Hilary - I really do love being in a position to provide for children. I always thought that when I grew up I would be the one to listen to children and really see them. And to be able to do that with other caring adults is something I treasure a great deal.

Pauline said...

We adults often forget that children don't have our processing skills. Allowing them to talk about frightening things with an understanding adult is such a help for both the child and the adult. (See how the little Chuckie Cheese fellow's view helped you change your perspective a bit :)

Gary said...

Pauline - It's so true. I am so happy to have the opportunity to really talk with the children to gain their perspective. Many times I could have never imagined what is going through their minds.

Barbara said...

What a great way to let the children spill out their experiences during a horrific storm. This is something they will remember for a long, long time. I hope life is getting back to normal for most of those affected by the storm.

I have missed reading about you and your class. I'm hoping to come around more often!

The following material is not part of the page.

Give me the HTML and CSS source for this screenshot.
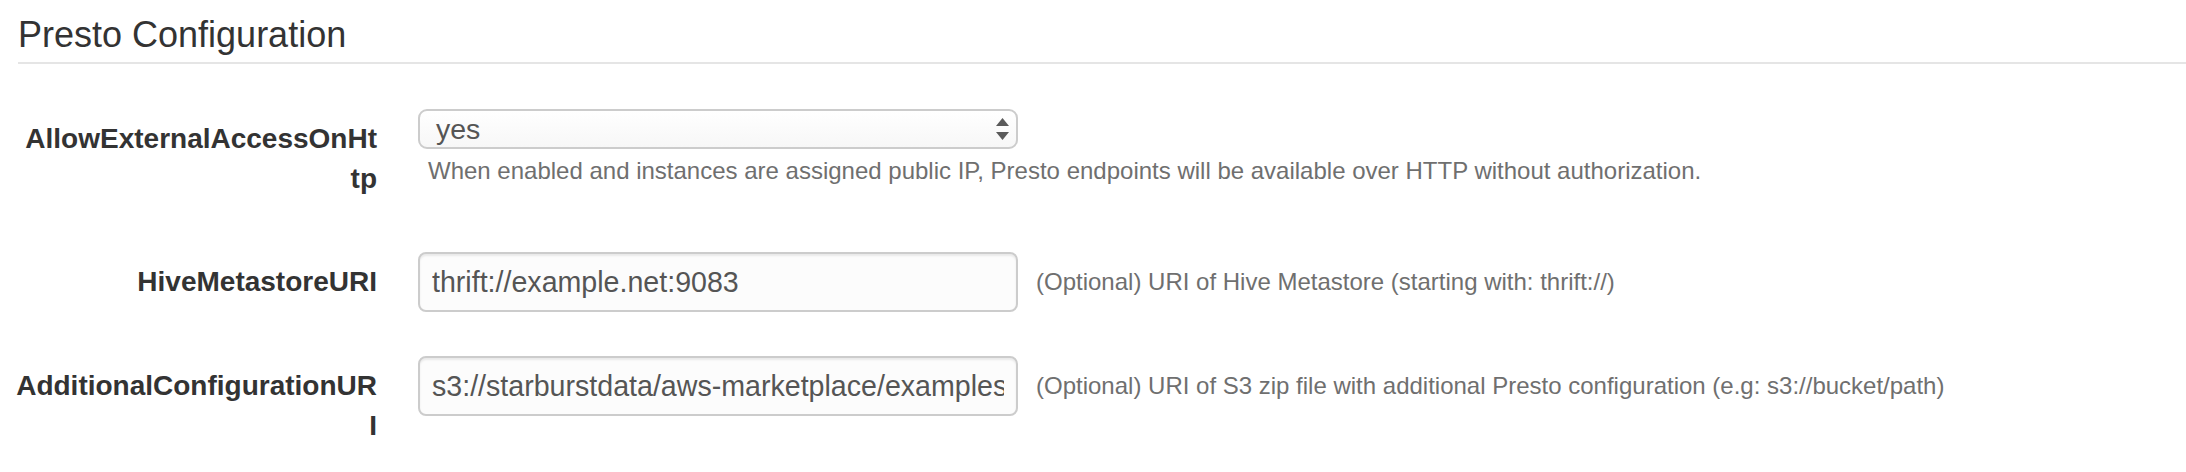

la bellina mammina said...

Sad times.... I hope you and all the kids there are okay.

Gary said...

Barbara - Always a pleasure! I have been a bit AWOL of late due to the fact that I am focusing on other forms of writing and trying to meet deadlines. My head has been in a different space. I hope to use this weekend to check back in on blogs and do a bit of pleasurable writing. Hope to see you a bit more.

Bellina - Things seem to be back to normal. The other day the children did ask to talk about it again but they amazed me. The focus of the talk they wanted to have was on being thankful. They ran the whole conversation themselves and I just listened. They are an amazing group of children. I am a lucky guy!